Supplied data:

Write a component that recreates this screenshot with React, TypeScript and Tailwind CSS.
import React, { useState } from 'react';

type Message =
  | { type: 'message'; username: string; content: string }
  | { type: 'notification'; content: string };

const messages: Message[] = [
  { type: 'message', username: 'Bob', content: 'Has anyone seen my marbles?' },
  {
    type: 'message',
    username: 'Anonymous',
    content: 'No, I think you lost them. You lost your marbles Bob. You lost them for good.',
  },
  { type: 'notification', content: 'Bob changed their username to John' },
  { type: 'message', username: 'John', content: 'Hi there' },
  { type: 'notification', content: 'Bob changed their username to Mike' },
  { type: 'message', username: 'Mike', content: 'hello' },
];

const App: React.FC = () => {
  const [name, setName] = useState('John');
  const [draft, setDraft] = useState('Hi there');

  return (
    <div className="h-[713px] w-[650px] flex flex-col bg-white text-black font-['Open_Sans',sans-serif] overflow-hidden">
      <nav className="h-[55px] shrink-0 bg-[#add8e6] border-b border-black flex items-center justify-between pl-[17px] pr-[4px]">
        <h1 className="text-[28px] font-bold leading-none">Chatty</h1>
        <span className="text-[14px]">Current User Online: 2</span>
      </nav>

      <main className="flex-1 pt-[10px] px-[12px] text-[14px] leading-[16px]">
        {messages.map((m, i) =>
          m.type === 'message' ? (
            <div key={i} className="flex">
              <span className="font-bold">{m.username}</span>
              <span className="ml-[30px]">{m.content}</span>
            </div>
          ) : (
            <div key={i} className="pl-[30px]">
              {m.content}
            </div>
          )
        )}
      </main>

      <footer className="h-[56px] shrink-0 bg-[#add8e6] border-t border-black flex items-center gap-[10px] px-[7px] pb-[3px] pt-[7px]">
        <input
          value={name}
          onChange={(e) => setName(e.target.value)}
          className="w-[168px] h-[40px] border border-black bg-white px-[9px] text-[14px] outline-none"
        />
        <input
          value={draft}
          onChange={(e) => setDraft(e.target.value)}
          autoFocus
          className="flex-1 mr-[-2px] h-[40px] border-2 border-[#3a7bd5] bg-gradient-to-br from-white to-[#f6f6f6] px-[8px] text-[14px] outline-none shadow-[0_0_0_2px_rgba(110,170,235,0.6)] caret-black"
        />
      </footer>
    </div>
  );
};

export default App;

Given problem: Go through the lines above. Select every one that has the string "React".

Full answer:
Write a component that recreates this screenshot with React, TypeScript and Tailwind CSS.
import React, { useState } from 'react';
const App: React.FC = () => {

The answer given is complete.